GOOD POINT!. I'll never forget that.
The fact that the angle appears different on different spacetime diagrams is a fact about the diagrams, not about red and blue or anything "in the real world" (meaning, the objects and motions that the diagrams represent).
Yes, I do understand that. Like I said, I can't express myself clearly.
Consider this.
VBlue wrt Red is 0.98c
VGreen wrt Blue is 0.6c
For Red, VGreen is 0.995c. Just slighty 0.015c than VBlue. And if you boost the diagram where Blue is at rest, than you'll see that the different/angle between VGreen and VBlue is 0.6c. I know, I know, we have to account for relative velocity addition.
It's like that we say.
"No, it's not Blue (660 THz) with V=0, it's Red (440 THz) with V = 0.2c"
Our eyes see it as Blue, our brain calculates it as Red (should compare it with Franhover lines, otherwise, you won't know if it's blue-shifted).
And in my opinion I think Twins Paradox is no more mystery than barn paradox or train experiment.
Perhaps the word "Paradox" came out when Relativiy was at its infancy, and the most natural phenomena such as time dilation for one of the twins was considered "amazing".

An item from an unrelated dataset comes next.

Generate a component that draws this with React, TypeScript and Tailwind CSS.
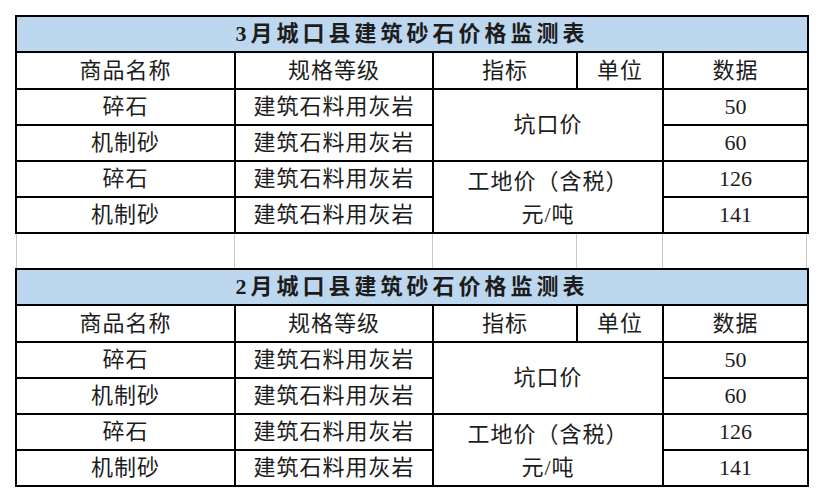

PeterDonis, I have a problem with Train Experiment, perhaps you might want to take a look at it in: https://www.physicsforums.com/threads/train-experiment-problem.825514/
Thanks

DrGreg
Gold Member
Perhaps the word "Paradox" came out when Relativiy was at its infancy, and the most natural phenomena such as time dilation for one of the twins was considered "amazing".
Paradoxically, the word "paradox" has (amongst others) two meanings that are almost opposites:
1. an argument that comes to a false conclusion (e.g.contradicts itself), via steps that appear, at first, to be valid
2. an argument whose conclusion may appear, at first, to be false, but is actually true
The "twins paradox", like some other paradoxes in maths and physics, is a paradox of the second type.

In this post I used "paradoxically" with a third meaning, "having apparently contradictory characteristics".